Mark Cronin, Judith Madden, Steven Enoch and David Roberts
Royal Society of Chemistry
2013 | 180pp | £114.99
The fact that similar objects tend to possess similar properties is a hugely important concept when applied to chemistry and toxicology.
Essentially, this concept allows the grouping of chemicals into categories, whereby the properties of the chemicals in a particular category are relatively similar. The amount of information available for each of those chemicals may, however, be very different.
Some chemicals may have been assessed for their potential toxic properties in certain strains of bacterial, animal or human cells, while others may have been tested in animals in vivo, and for others yet, the response in a whole human may have been characterised. Hence, can we infer the activities, toxicities or other properties of a chemical by ‘reading across’ between chemicals within a category?
The real challenge here is placing a novel, untested chemical into a category and being able to predict confidently its toxicological potential in humans.
The interdisciplinary approach where toxicologists, computational modellers and medicinal chemists are able to speak a common language is a rapidly expanding field with greater numbers of publications each year. This excellent and well-written book fits directly into that category.
The book is divided into eight chapters, across 180 pages.
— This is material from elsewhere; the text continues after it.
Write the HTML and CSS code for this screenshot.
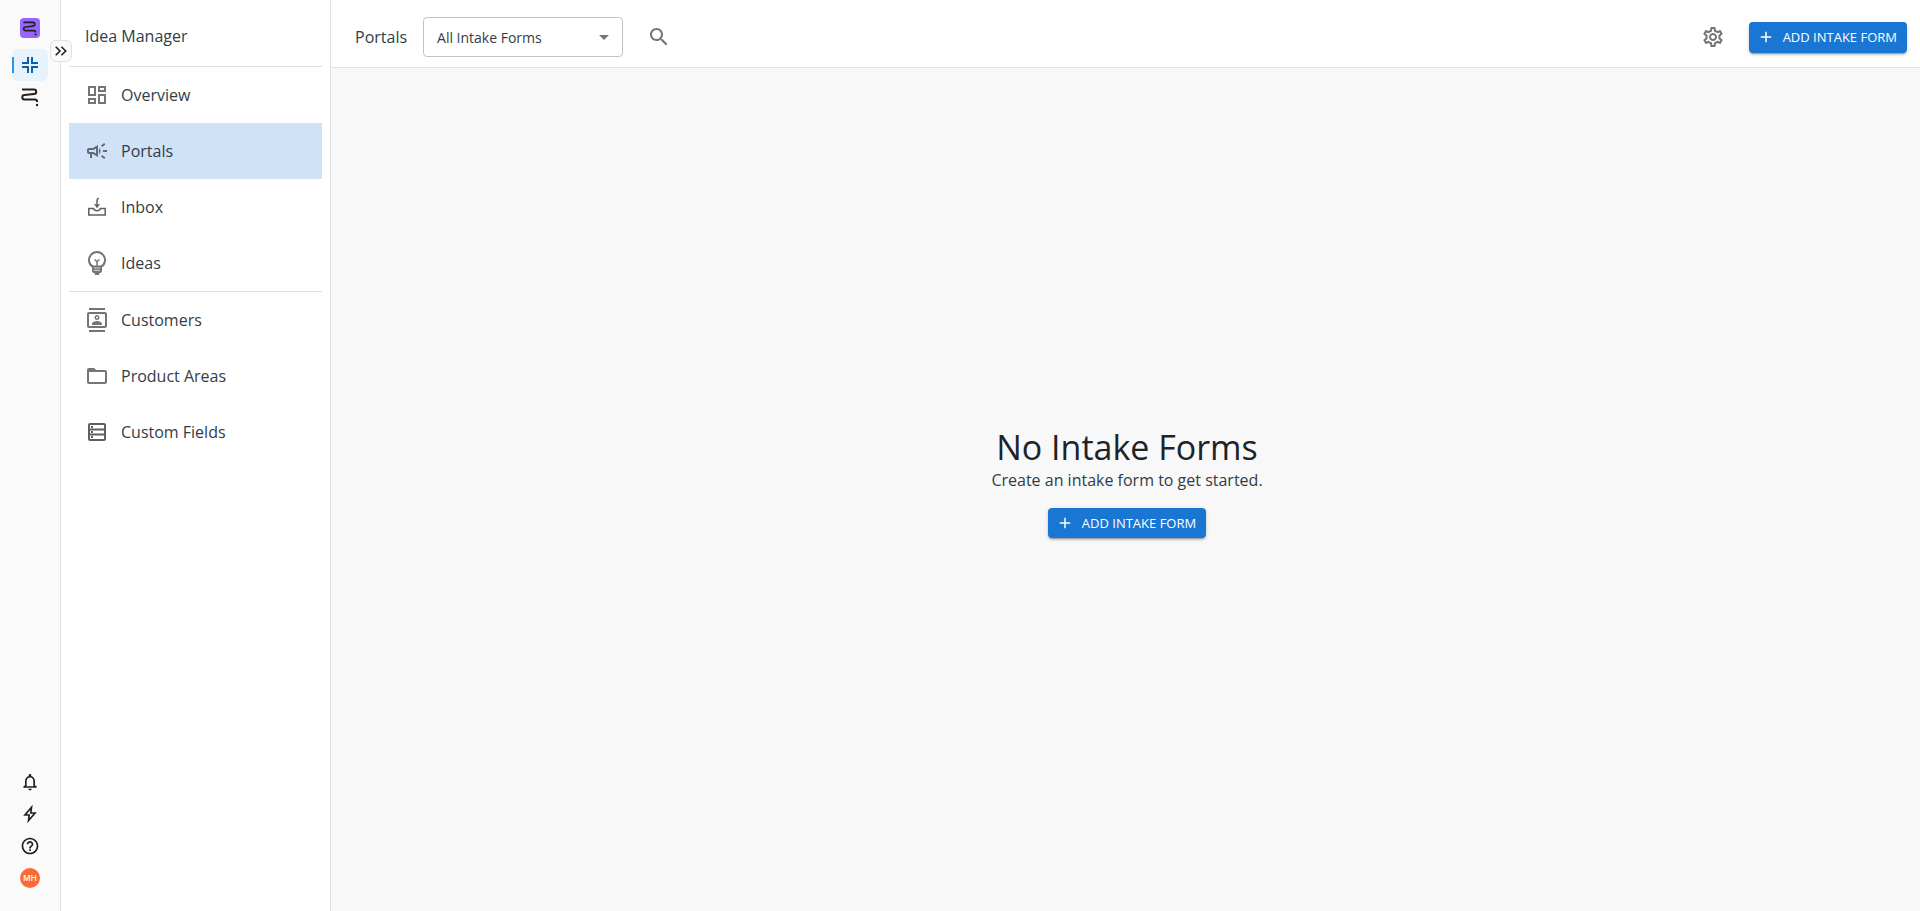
FILE: index.html
```html
<!DOCTYPE html>
<html lang="en">
<head>
  <meta charset="UTF-8" />
  <meta name="viewport" content="width=device-width, initial-scale=1.0"/>
  <title>Idea Manager</title>
  <link rel="stylesheet" href="styles.css">
</head>
<body>
  <aside class="rail">
    <div class="rail-group">
      <a href="#" class="logo">
        <svg width="20" height="20" viewBox="0 0 20 20"><path d="M3.500 4.300h9.300a1.900 1.900 0 0 1 0 3.800l-7.300.9a1.800 1.800 0 0 0 0 3.600h8.500q1.500 0 1.500 1.500v.5" /><circle cx="15.500" cy="16.500" r="1.100" /></svg>
      </a>
      <a href="#" class="rail-link active">
        <svg width="16" height="16" viewBox="0 0 16 16"><path d="M6 0v6H0M10 0v6h6M6 16v-6H0M10 16v-6h6" /></svg>
      </a>
      <a href="#" class="rail-link roadmap">
        <svg width="18" height="20" viewBox="0 0 18 20"><path d="M1 2.500h12a2.200 2.200 0 0 1 0 4.400l-9.500 1.200a2.200 2.200 0 0 0 0 4.400H14q2 0 2 2v.6" /><circle cx="16" cy="18" r="1.200" /></svg>
      </a>
    </div>
    <div class="rail-group rail-bottom">
      <svg class="icon" viewBox="0 0 24 24"><path d="M12 22c1.100 0 2-.9 2-2h-4c0 1.100.9 2 2 2zm6-6v-5c0-3.070-1.630-5.640-4.500-6.320V4c0-.83-.67-1.500-1.500-1.500s-1.500.67-1.500 1.500v.68C7.640 5.360 6 7.920 6 11v5l-2 1.500V19h16v-1.500L18 16zm-2 1H8v-6c0-2.480 1.510-4.500 4-4.500s4 2.020 4 4.500v6z"/></svg>
      <svg class="icon" viewBox="0 0 24 24"><path class="line" d="M13.800 4L6 13.200h5L10.200 20L18 10.800h-5z"/></svg>
      <svg class="icon" viewBox="0 0 24 24"><path d="M11 18h2v-2h-2v2zm1-16C6.480 2 2 6.480 2 12s4.480 10 10 10 10-4.480 10-10S17.520 2 12 2zm0 18c-4.410 0-8-3.590-8-8s3.590-8 8-8 8 3.590 8 8-3.590 8-8 8zm0-14c-2.210 0-4 1.790-4 4h2c0-1.100.9-2 2-2s2 .9 2 2c0 2-3 1.750-3 5h2c0-2.250 3-2.500 3-5 0-2.210-1.790-4-4-4z"/></svg>
      <div class="avatar">MH</div>
    </div>
    <button class="expand">
      <svg width="12" height="10" viewBox="0 0 12 10"><path d="M.7 .7L5 5L.7 9.300M6.400 .7L10.700 5L6.400 9.300" /></svg>
    </button>
  </aside>

  <nav class="sidebar">
    <h2 class="sidebar-title">Idea Manager</h2>
    <div class="nav-group">
      <a href="#" class="nav-link">
        <svg viewBox="0 0 24 24"><path d="M19 5v2h-4V5h4M9 5v6H5V5h4m10 8v6h-4v-6h4M9 17v2H5v-2h4M21 3h-8v6h8V3zM11 3H3v10h8V3zm10 8h-8v10h8V11zm-10 4H3v6h8v-6z"/></svg>
        Overview
      </a>
      <a href="#" class="nav-link active">
        <svg viewBox="0 0 24 24"><path d="M18 11v2h4v-2h-4zm-2 6.610c.96.710 2.210 1.650 3.200 2.390.4-.53.8-1.070 1.200-1.600-.99-.74-2.240-1.680-3.200-2.400-.4.540-.8 1.080-1.200 1.610zM20.400 5.600c-.4-.53-.8-1.070-1.200-1.600-.99.740-2.240 1.680-3.200 2.400.4.530.8 1.070 1.200 1.600.96-.72 2.210-1.650 3.200-2.400zM4 9c-1.100 0-2 .9-2 2v2c0 1.100.9 2 2 2h1v4h2v-4h1l5 3V6L8 9H4zm5.030 1.710L11 9.530v4.940l-1.970-1.180-.48-.29H4v-2h4.550l.48-.29zM15.500 12c0-1.330-.58-2.530-1.500-3.350v6.690c.92-.81 1.500-2.010 1.500-3.340z"/></svg>
        Portals
      </a>
      <a href="#" class="nav-link dark">
        <svg viewBox="0 0 24 24"><path class="line thin" d="M3.800 13.500h4.700c.5 1.400 1.700 2.200 3.500 2.200s3-.8 3.500-2.200h4.700v6.500H3.800z"/><path class="line thin" d="M13.800 3.200q-1.800.4-1.800 2.200v5"/><path d="M8.800 8.800L12 13.200l3.200-4.400-3.200 1z"/></svg>
        Inbox
      </a>
      <a href="#" class="nav-link">
        <svg viewBox="0 0 24 24"><path class="line" d="M8.500 16.200A8 8 0 1 1 15.500 16.200"/><path d="M7 14.500h10v5.500a2 2 0 0 1-2 2h-.5a2.500 2.500 0 0 1-5 0H9a2 2 0 0 1-2-2z"/><path class="line thin" d="M12 15v-4.500M9.500 8.500l2.500 2 2.500-2"/><path class="cut" d="M9 17h6M9 19.400h6"/></svg>
        Ideas
      </a>
    </div>
    <div class="nav-group">
      <a href="#" class="nav-link">
        <svg viewBox="0 0 24 24"><path d="M20 4H4c-1.100 0-2 .9-2 2v12c0 1.100.9 2 2 2h16c1.100 0 2-.9 2-2V6c0-1.100-.9-2-2-2zm0 14H4V6h16v12zM4 0h16v2H4zm0 22h16v2H4zm8-10c1.380 0 2.500-1.120 2.500-2.500S13.380 7 12 7 9.500 8.120 9.500 9.500 10.620 12 12 12zm0-3.500c.55 0 1 .45 1 1s-.45 1-1 1-1-.45-1-1 .45-1 1-1zm5 7.490C17 13.900 13.690 13 12 13s-5 .9-5 2.990V17h10v-1.010z"/></svg>
        Customers
      </a>
      <a href="#" class="nav-link">
        <svg viewBox="0 0 24 24"><path d="M9.170 4H4c-1.100 0-1.990.9-1.990 2L2 18c0 1.100.9 2 2 2h16c1.100 0 2-.9 2-2V8c0-1.100-.9-2-2-2h-8.830l-2-2zM20 18H4V8h16v10z"/></svg>
        Product Areas
      </a>
      <a href="#" class="nav-link dark">
        <svg viewBox="0 0 24 24"><path class="line" d="M4 5a1 1 0 0 1 1-1h14a1 1 0 0 1 1 1v14a1 1 0 0 1-1 1H5a1 1 0 0 1-1-1zM4 9.500h16M4 14.500h16"/><path class="line" d="M6 7h2M6 12h2M6 17h2"/></svg>
        Custom Fields
      </a>
    </div>
  </nav>

  <div class="content">
    <header class="header">
      <h1 class="page-title">Portals</h1>
      <div class="select">
        <span>All Intake Forms</span>
        <svg class="icon-md" viewBox="0 0 24 24"><path d="M7 10l5 5 5-5z"/></svg>
      </div>
      <svg class="icon-md" viewBox="0 0 24 24"><path d="M15.500 14h-.79l-.28-.27C15.410 12.590 16 11.110 16 9.500 16 5.910 13.090 3 9.500 3S3 5.910 3 9.500 5.910 16 9.500 16c1.610 0 3.090-.59 4.230-1.570l.27.280v.79l5 4.990L20.490 19l-4.990-5zm-6 0C7.010 14 5 11.990 5 9.500S7.010 5 9.500 5 14 7.010 14 9.500 11.990 14 9.500 14z"/></svg>
      <svg class="icon-md settings" viewBox="0 0 24 24"><path d="M19.430 12.980c.04-.32.070-.64.070-.98 0-.34-.03-.66-.07-.98l2.110-1.650c.19-.15.240-.42.120-.64l-2-3.460c-.09-.16-.26-.25-.44-.25-.06 0-.12.010-.17.030l-2.490 1c-.52-.4-1.080-.73-1.690-.98l-.38-2.650C14.460 2.180 14.250 2 14 2h-4c-.25 0-.46.180-.49.420l-.38 2.650c-.61.250-1.170.59-1.690.98l-2.490-1c-.06-.02-.12-.03-.18-.03-.17 0-.34.090-.43.250l-2 3.460c-.13.220-.07.490.12.640l2.110 1.650c-.04.320-.07.650-.07.980 0 .33.030.66.070.98l-2.110 1.650c-.19.150-.24.420-.12.640l2 3.460c.09.160.26.250.44.250.06 0 .12-.01.170-.03l2.490-1c.52.400 1.080.73 1.690.98l.38 2.650c.03.240.24.420.49.420h4c.25 0 .46-.18.49-.42l.38-2.650c.61-.25 1.170-.59 1.690-.98l2.490 1c.06.020.12.030.18.030.17 0 .34-.09.430-.25l2-3.460c.12-.22.070-.49-.12-.64l-2.110-1.650zm-1.980-1.710c.04.310.05.520.05.730 0 .21-.02.430-.05.730l-.14 1.130.89.700 1.080.84-.7 1.210-1.270-.51-1.040-.42-.9.680c-.43.320-.84.560-1.250.73l-1.060.43-.16 1.130-.2 1.350h-1.400l-.19-1.350-.16-1.130-1.060-.43c-.43-.18-.83-.41-1.230-.71l-.91-.7-1.060.43-1.270.51-.7-1.210 1.080-.84.890-.7-.14-1.130c-.03-.31-.05-.54-.05-.74s.02-.43.050-.73l.14-1.130-.89-.7-1.080-.84.7-1.210 1.270.51 1.040.42.900-.68c.43-.32.840-.56 1.250-.73l1.060-.43.160-1.130.2-1.350h1.390l.19 1.350.16 1.130 1.060.43c.43.180.83.410 1.230.71l.91.700 1.060-.43 1.270-.51.7 1.210-1.070.85-.89.700.14 1.130zM12 8c-2.210 0-4 1.790-4 4s1.790 4 4 4 4-1.790 4-4-1.790-4-4-4zm0 6c-1.100 0-2-.9-2-2s.9-2 2-2 2 .9 2 2-.9 2-2 2z"/></svg>
      <button class="btn">
        <svg viewBox="0 0 24 24"><path d="M19 13h-6v6h-2v-6H5v-2h6V5h2v6h6v2z"/></svg>
        Add Intake Form
      </button>
    </header>

    <main class="empty">
      <h2>No Intake Forms</h2>
      <p>Create an intake form to get started.</p>
      <button class="btn">
        <svg viewBox="0 0 24 24"><path d="M19 13h-6v6h-2v-6H5v-2h6V5h2v6h6v2z"/></svg>
        Add Intake Form
      </button>
    </main>
  </div>
</body>
</html>
```
FILE: styles.css
```css
* {
  box-sizing: border-box;
}
body {
  font-family: 'Open Sans', sans-serif;
  font-size: 16px;
  margin: 0;
  display: flex;
  height: 100vh;
  overflow: hidden;
  color: #323d47;
  background: #f8f8f8;
}
h1, h2, p {
  margin: 0;
  font-weight: 400;
}
svg {
  display: block;
  flex-shrink: 0;
  fill: currentColor;
}
.line {
  fill: none;
  stroke: currentColor;
  stroke-width: 2;
}
.line.thin {
  stroke-width: 1.5;
}
.cut {
  stroke: #fff;
  stroke-width: .7;
}

/* Rail */
.rail {
  position: relative;
  width: 61px;
  flex-shrink: 0;
  background: #fafafa;
  border-right: 1px solid #e0e0e0;
  display: flex;
  flex-direction: column;
  justify-content: space-between;
  padding: 18px 0 23px;
  color: #1f1f1f;
}
.rail-group {
  display: flex;
  flex-direction: column;
  align-items: center;
}
.logo {
  width: 20px;
  height: 20px;
  border-radius: 4px;
  background: #9765ff;
  color: #1f1f1f;
  margin-bottom: 11px;
}
.logo path,
.roadmap path {
  fill: none;
  stroke: currentColor;
  stroke-width: 2;
}
.logo path {
  stroke-width: 1.7;
}
.rail-link {
  width: 36px;
  height: 32px;
  border-radius: 6px;
  display: flex;
  align-items: center;
  justify-content: center;
  color: #1f1f1f;
}
.rail-link.active {
  background: linear-gradient(#2196f3, #2196f3) left center / 2px 16px no-repeat #e6f3fc;
  color: #0860ae;
}
.rail-link.active path {
  fill: none;
  stroke: currentColor;
  stroke-width: 2;
}
.rail-bottom {
  gap: 12px;
}
.icon {
  width: 20px;
  height: 20px;
}
.avatar {
  width: 20px;
  height: 20px;
  border-radius: 50%;
  background: #fa6a34;
  color: #fff;
  font: 500 8px/20px Inter, sans-serif;
  text-align: center;
}
.expand {
  position: absolute;
  top: 40px;
  left: 50px;
  width: 22px;
  height: 22px;
  padding: 0;
  border: 1px solid #e0e0e0;
  border-radius: 6px;
  background: #fafafa;
  color: #1f1f1f;
  display: flex;
  align-items: center;
  justify-content: center;
}
.expand path {
  fill: none;
  stroke: currentColor;
  stroke-width: 1.6;
}

/* Sidebar */
.sidebar {
  width: 270px;
  flex-shrink: 0;
  padding: 0 8px;
  background: #fff;
  border-right: 1px solid #e0e0e0;
}
.sidebar-title {
  height: 66px;
  padding: 24px 16px 0;
  font-size: 16px;
  line-height: 24px;
}
.nav-group {
  border-top: 1px solid #e0e0e0;
}
.nav-link {
  height: 56px;
  padding: 0 16px;
  display: flex;
  align-items: center;
  gap: 12px;
  color: inherit;
  text-decoration: none;
}
.nav-link.active {
  background: #d0e2f8;
}
.nav-link svg {
  width: 24px;
  height: 24px;
  color: #757575;
}
.nav-link.active svg,
.nav-link.dark svg {
  color: #616a73;
}
.nav-link.dark svg {
  color: #5a6066;
}

/* Content */
.content {
  flex: 1;
  display: flex;
  flex-direction: column;
}
.header {
  height: 68px;
  padding: 7px 13px 0 24px;
  display: flex;
  align-items: center;
  background: #fff;
  border-bottom: 1px solid #e0e0e0;
}
.page-title {
  font-size: 16px;
  margin-right: 16px;
}
.select {
  width: 200px;
  height: 40px;
  margin-right: 24px;
  padding: 0 6px 0 13px;
  display: flex;
  align-items: center;
  justify-content: space-between;
  border: 1px solid #c4c4c4;
  border-radius: 4px;
  font-size: 14px;
}
.icon-md {
  width: 24px;
  height: 24px;
  color: #757575;
}
.settings {
  margin-left: auto;
  margin-right: 24px;
}
.btn {
  height: 31px;
  padding: 0 10px 0 8px;
  display: inline-flex;
  align-items: center;
  gap: 8px;
  border: none;
  border-radius: 4px;
  background: #1976d2;
  color: #fff;
  font: 500 13px/23px 'Open Sans', sans-serif;
  text-transform: uppercase;
  box-shadow: 0 3px 1px -2px rgba(0,0,0,.2), 0 2px 2px 0 rgba(0,0,0,.14), 0 1px 5px 0 rgba(0,0,0,.12);
  cursor: pointer;
}
.btn svg {
  width: 18px;
  height: 18px;
}
.empty {
  flex: 1;
  display: flex;
  flex-direction: column;
  align-items: center;
  justify-content: center;
  padding: 0 0 15px 3px;
}
.empty h2 {
  font-size: 34px;
  line-height: 42px;
  color: #1d2329;
}
.empty p {
  line-height: 24px;
  margin-bottom: 16px;
}
.empty .btn {
  height: 30px;
}
```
There are chapters introducing chemical grouping and the different approaches used, how to define the chemical categories in which to place these compounds, which tools are available, the sources and quality of information, selected case studies, validation of these methods for regulatory acceptance and, finally, predicting what the future holds for this area. Throughout, the book provides practical solutions for scientists wishing to perform ‘read across’, and identifies where more research and collaboration are needed.
The book is written in such a clear way that it is easily understandable by scientists from different fields, which we can safely predict will ultimately contribute to the success of this emerging discipline.